Though the poster child of being basic has changed over the years in terms of appearance and activities, two defining characteristics remain: she is always a girl, and she is often pegged as the object of society’s disgust. We view her with contempt, as if what she has is the second coming of leprosy and not a mere difference in preference. Christina Passarella sums it up best in her Medium piece when she says, “The idea that women should feel ashamed for the things they enjoy, or that those things are somehow objectively not good, is a profoundly misogynistic construct and, unfortunately, one that’s socially pervasive and echoed by men and women alike. In fact, the phrase itself is used far more frequently by women describing other women than it ever is by men.” True enough, I have yet to see anyone call out the vast number of boys who listen to Kanye West, sport a gold chain around their necks, and spend their free time playing NBA 2K.

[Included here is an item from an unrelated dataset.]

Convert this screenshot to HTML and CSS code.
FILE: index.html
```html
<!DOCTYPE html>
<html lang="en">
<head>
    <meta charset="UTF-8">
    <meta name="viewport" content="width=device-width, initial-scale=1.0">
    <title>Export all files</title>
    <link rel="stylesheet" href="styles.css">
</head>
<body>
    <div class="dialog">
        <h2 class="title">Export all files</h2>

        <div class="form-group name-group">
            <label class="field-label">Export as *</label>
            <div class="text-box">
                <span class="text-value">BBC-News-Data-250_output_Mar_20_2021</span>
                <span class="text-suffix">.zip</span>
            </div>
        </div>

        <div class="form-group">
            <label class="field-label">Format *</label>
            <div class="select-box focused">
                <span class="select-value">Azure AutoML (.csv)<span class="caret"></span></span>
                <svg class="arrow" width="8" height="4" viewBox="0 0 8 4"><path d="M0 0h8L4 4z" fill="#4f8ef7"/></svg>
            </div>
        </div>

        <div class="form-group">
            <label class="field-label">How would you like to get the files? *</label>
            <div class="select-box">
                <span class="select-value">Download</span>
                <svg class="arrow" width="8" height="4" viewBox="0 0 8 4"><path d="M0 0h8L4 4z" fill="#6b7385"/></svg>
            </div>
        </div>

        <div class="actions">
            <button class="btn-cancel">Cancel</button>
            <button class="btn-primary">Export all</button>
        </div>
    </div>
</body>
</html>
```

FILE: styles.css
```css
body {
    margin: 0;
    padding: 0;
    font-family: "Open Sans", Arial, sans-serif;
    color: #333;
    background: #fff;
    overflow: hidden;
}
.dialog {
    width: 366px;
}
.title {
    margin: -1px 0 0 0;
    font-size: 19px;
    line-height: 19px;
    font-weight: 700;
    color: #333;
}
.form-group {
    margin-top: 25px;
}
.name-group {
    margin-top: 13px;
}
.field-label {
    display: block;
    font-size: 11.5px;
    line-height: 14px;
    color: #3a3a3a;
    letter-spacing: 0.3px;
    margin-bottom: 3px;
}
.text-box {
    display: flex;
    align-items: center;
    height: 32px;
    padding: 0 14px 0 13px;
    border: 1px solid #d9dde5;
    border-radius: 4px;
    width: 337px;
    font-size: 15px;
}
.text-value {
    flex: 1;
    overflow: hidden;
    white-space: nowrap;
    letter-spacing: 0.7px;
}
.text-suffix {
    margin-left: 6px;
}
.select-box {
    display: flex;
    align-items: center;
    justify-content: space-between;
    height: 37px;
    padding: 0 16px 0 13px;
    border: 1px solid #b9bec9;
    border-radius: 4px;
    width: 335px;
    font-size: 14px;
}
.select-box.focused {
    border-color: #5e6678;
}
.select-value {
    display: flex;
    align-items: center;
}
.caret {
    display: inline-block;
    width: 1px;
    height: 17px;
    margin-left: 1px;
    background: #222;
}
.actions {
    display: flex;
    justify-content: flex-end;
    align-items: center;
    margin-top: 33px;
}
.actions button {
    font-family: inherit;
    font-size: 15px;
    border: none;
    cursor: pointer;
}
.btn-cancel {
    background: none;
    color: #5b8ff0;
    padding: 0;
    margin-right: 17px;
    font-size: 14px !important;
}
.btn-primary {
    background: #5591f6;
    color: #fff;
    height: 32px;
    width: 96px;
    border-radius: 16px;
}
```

It seems we’ve resigned to the fact that femininity is uncool and even embarrassing. We feel the need to dissociate ourselves from it and make a laughing stock out of those who refuse to follow suit. By doing this, we reduce multifaceted human beings to caricatures and find an excuse to dismiss them completely when they’re literally doing nothing wrong. Sure, they’re probably the last people you’d turn to if you ever needed pop culture recommendations, but they’re not hurting anybody! They consume the media that’s most readily available and enjoy themselves in the process!
I spent most of my life pitying them when I should have felt sorry for myself all along. I only realized the full extent of my pretentiousness when I ushered in my 20th birthday a few weeks ago, with tear-stained cheeks and “Ribs” by Lorde on repeat (because what am I but a living cliche?). I finally grasped just how terrifying this milestone actually is, how it marks the beginning of an era in my life when I must submit to the mortifying ordeal of being known. My carefree, uncomplicated years are officially behind me, and I spent a huge chunk of them pretending to be somebody I wasn’t—all to avoid being labeled as basic. And what did I gain? Who was I trying to please, and why did I think they would matter to me in the long run?
I know there’s no use crying over spilled milk, but I really would’ve appreciated it if teenage me had grown a backbone and stuck it to the judgmental people in her school. Maybe she would’ve been significantly less popular among her peers, maybe her playlists wouldn’t have gotten the attention they did. But at least she would’ve been happier.